* Start *

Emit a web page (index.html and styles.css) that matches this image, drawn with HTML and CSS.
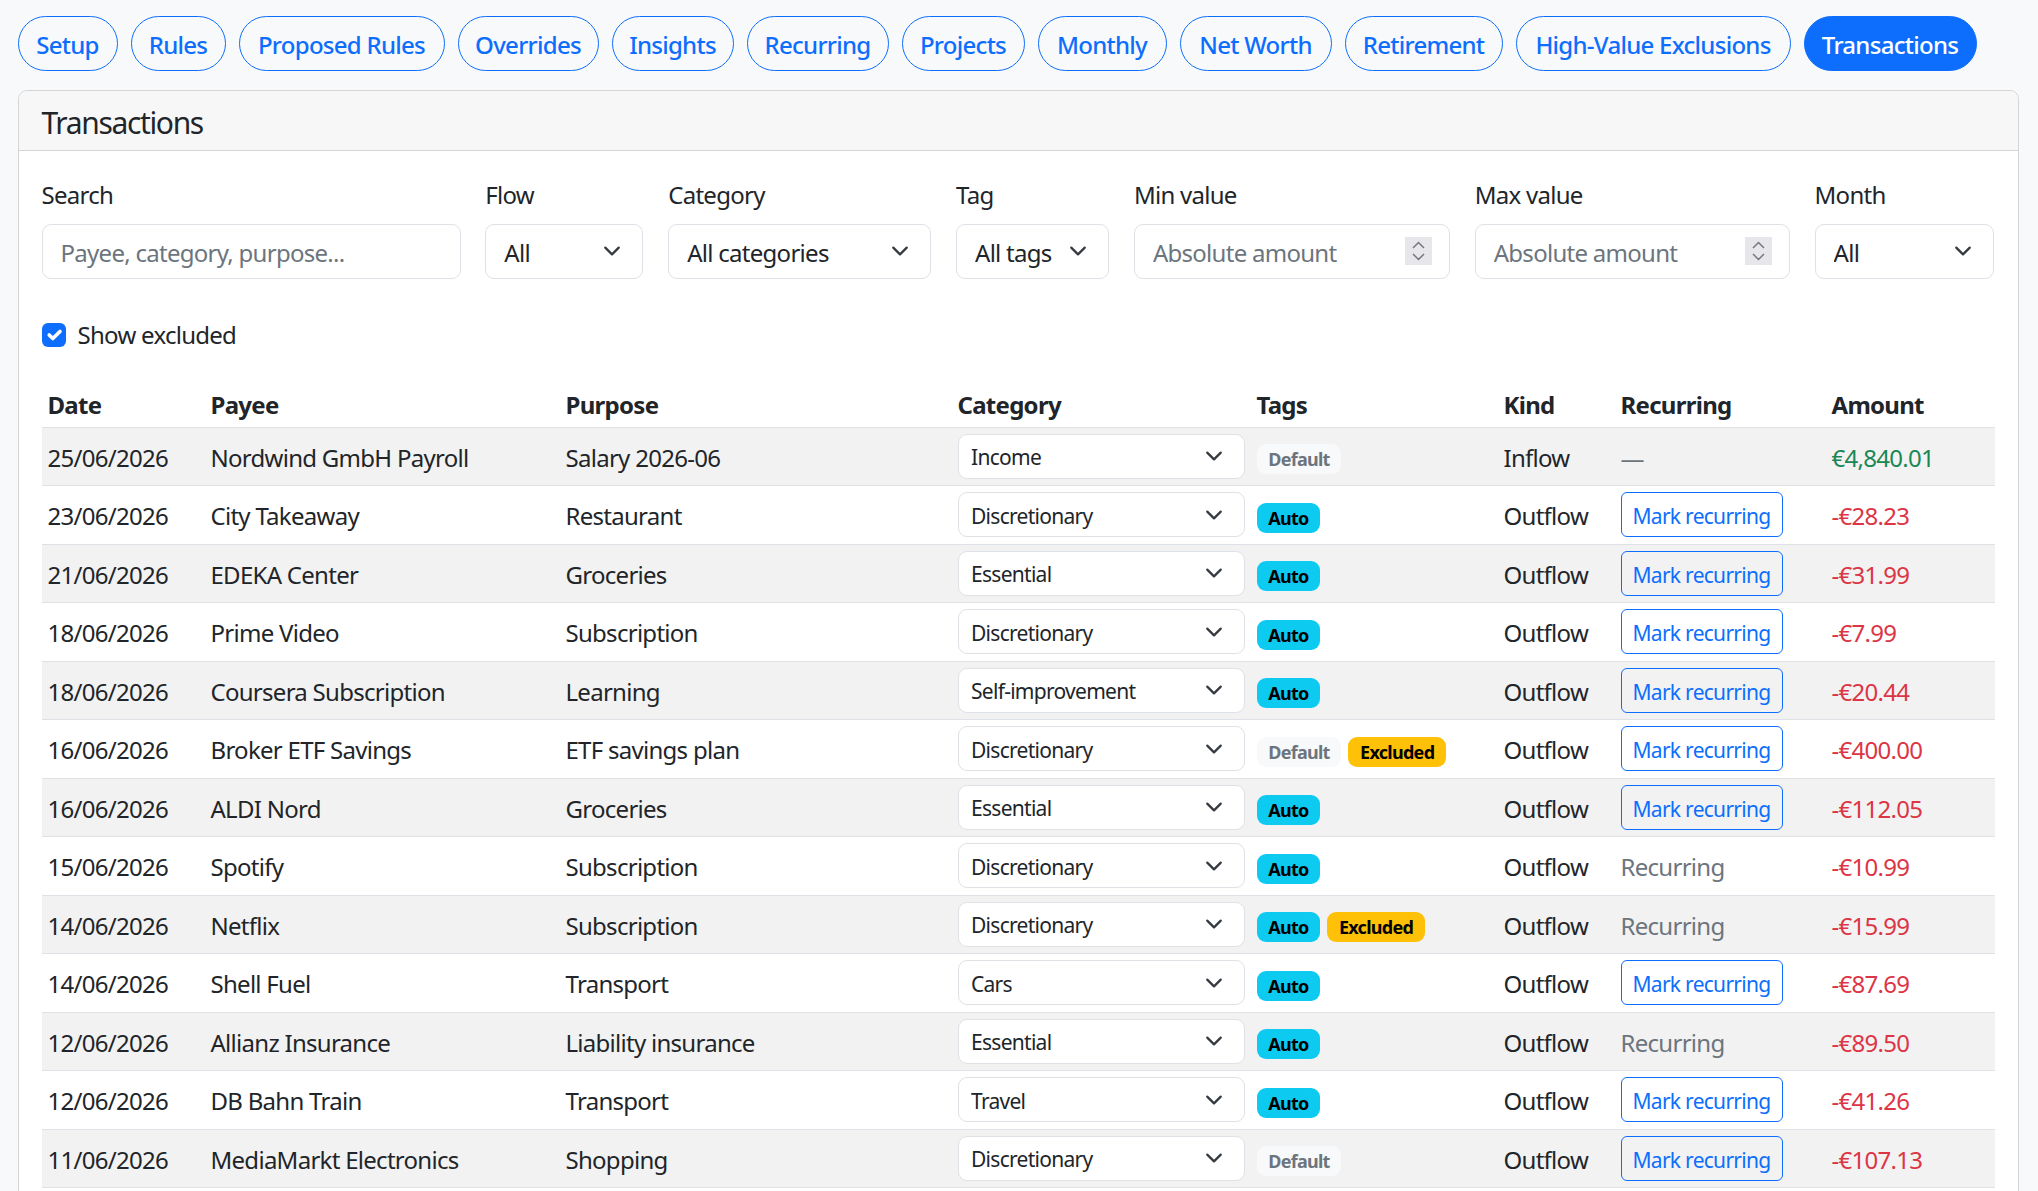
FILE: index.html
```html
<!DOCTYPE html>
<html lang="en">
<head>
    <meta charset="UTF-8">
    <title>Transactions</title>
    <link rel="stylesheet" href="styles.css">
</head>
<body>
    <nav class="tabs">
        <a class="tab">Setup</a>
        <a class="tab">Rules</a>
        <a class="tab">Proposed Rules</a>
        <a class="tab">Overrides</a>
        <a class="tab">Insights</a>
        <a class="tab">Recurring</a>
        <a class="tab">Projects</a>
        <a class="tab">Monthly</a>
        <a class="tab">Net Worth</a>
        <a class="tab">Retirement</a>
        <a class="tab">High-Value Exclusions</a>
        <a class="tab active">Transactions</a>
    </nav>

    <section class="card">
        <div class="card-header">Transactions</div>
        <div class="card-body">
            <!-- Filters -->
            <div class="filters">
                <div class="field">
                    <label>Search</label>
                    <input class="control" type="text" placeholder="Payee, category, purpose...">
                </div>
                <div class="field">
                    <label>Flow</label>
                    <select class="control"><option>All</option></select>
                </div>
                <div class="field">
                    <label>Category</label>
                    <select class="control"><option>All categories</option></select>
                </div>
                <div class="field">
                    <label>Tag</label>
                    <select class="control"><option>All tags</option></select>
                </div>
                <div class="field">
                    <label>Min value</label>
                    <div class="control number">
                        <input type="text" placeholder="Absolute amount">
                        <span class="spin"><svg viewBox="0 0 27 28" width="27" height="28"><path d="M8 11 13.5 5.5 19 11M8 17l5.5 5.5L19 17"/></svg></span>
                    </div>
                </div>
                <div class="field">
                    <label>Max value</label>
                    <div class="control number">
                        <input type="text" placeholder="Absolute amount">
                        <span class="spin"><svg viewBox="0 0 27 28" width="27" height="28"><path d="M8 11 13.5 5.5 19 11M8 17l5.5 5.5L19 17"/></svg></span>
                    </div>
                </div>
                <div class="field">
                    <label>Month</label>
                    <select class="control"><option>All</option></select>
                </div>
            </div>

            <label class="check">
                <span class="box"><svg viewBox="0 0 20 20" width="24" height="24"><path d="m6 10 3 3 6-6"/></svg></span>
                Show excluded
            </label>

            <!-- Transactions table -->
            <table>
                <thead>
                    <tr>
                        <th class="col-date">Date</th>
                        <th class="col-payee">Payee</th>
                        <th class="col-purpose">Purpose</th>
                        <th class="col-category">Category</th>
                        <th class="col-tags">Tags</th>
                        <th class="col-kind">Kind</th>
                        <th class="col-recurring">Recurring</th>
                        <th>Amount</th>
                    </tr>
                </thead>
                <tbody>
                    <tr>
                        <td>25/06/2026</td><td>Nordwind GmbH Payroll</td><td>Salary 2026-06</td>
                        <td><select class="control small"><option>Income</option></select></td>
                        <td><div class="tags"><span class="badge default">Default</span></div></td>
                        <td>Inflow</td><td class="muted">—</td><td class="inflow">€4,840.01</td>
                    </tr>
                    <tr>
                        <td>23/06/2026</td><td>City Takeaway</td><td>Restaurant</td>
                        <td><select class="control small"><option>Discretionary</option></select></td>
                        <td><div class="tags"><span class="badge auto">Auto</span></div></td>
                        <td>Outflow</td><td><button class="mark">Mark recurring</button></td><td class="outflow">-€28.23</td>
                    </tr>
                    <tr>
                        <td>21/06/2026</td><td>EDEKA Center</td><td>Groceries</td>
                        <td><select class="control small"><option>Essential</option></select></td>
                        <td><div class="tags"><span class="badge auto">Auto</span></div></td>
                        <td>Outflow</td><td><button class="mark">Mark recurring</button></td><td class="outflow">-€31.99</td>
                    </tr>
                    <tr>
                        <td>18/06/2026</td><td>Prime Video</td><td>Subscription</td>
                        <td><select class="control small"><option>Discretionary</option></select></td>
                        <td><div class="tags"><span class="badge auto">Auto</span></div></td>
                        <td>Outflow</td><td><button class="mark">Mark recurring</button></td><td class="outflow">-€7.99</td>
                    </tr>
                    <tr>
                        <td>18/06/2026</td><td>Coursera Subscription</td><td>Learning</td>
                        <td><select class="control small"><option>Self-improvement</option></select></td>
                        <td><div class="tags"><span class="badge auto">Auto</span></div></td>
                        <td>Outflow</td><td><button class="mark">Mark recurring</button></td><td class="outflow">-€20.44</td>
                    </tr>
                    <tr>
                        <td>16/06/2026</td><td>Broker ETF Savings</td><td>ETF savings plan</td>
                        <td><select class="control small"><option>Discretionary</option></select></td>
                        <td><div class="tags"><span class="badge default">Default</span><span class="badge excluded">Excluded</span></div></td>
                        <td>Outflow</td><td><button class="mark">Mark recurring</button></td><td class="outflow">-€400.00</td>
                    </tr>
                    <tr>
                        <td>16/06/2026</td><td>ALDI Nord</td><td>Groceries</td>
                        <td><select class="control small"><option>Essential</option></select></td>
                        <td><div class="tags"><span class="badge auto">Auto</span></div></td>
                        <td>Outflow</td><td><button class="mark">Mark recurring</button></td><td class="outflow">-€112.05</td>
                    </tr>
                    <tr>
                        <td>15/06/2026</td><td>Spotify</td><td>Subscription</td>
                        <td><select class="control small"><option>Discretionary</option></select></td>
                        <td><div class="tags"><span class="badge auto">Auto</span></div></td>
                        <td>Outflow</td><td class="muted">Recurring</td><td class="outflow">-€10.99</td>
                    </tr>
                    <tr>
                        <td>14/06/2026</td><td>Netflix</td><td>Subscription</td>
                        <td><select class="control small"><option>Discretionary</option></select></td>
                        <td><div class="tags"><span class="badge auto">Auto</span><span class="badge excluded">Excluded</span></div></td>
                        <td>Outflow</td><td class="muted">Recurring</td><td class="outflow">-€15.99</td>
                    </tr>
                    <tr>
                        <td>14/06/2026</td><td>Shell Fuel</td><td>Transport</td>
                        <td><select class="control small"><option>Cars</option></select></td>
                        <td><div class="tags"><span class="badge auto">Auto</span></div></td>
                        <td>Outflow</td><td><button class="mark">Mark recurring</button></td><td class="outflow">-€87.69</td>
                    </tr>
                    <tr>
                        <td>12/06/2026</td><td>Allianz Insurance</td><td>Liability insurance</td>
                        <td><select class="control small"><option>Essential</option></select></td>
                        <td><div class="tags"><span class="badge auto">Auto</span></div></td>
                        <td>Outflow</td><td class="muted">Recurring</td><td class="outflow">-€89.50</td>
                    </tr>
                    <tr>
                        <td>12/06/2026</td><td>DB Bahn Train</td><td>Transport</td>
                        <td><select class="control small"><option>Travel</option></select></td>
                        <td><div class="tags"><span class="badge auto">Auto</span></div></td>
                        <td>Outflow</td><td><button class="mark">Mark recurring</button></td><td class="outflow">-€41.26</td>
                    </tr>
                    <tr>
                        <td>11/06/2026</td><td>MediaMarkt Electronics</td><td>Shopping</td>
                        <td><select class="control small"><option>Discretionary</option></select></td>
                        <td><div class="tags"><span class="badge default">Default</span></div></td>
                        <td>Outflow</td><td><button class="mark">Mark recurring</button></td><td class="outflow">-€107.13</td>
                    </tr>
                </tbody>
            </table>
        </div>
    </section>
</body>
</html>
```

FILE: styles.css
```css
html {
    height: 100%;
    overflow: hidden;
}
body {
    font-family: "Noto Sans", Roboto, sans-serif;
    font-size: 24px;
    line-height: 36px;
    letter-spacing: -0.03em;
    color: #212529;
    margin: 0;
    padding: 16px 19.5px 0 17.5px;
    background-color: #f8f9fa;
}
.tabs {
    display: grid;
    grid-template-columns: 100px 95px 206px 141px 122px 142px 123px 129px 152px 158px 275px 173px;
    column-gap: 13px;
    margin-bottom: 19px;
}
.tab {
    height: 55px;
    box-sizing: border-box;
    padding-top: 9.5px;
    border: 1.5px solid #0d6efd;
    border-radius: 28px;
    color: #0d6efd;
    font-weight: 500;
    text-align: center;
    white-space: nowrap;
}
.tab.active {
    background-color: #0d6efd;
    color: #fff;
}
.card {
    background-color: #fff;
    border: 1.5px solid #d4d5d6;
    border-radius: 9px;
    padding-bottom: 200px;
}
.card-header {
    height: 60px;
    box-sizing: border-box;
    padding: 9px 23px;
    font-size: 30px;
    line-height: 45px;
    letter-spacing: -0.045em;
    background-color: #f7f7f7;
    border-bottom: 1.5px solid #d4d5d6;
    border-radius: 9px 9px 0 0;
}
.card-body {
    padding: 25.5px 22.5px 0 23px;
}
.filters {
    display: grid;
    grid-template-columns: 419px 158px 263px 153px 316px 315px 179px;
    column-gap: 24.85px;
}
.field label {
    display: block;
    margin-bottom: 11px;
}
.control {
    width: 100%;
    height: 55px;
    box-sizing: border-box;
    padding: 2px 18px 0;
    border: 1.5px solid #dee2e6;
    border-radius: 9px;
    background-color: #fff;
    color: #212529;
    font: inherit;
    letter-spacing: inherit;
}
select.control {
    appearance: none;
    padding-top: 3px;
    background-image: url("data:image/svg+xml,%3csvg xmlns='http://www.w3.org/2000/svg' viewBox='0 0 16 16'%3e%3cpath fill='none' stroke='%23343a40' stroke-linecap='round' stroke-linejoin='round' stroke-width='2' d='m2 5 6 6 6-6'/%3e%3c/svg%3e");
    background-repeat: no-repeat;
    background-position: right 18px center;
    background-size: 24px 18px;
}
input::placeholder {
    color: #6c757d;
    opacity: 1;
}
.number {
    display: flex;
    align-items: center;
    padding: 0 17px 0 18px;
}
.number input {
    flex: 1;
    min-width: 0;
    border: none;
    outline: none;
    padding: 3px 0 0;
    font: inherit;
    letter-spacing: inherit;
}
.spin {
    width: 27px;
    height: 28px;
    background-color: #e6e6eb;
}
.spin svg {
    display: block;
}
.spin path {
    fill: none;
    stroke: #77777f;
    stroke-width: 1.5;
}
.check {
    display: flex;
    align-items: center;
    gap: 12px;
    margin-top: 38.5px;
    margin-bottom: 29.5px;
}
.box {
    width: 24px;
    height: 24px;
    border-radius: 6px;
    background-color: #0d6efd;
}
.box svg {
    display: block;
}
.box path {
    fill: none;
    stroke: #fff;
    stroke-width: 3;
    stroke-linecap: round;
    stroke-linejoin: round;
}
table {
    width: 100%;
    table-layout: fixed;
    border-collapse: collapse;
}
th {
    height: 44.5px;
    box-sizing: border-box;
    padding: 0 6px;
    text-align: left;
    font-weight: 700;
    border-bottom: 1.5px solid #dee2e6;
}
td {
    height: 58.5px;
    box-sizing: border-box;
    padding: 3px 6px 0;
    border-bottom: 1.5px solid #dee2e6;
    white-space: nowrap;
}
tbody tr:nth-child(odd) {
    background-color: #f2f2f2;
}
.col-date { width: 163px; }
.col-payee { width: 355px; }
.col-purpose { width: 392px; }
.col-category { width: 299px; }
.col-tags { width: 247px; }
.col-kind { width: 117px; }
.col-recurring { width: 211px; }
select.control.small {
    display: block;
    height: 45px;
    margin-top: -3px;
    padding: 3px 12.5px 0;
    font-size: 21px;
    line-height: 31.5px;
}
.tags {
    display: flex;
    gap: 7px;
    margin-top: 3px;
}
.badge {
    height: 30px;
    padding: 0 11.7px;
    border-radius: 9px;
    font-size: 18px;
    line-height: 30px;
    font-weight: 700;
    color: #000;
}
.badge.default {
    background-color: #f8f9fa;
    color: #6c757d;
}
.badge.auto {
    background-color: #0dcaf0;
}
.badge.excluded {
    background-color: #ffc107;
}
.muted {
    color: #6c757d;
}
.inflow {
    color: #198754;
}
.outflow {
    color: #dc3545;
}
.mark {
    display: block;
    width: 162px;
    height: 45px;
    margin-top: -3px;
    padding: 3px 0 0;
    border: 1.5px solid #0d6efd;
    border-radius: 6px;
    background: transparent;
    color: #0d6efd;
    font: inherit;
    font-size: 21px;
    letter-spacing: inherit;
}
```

* End *

Task brief → Return each line where "index" shows up.

Output below →
Emit a web page (index.html and styles.css) that matches this image, drawn with HTML and CSS.
FILE: index.html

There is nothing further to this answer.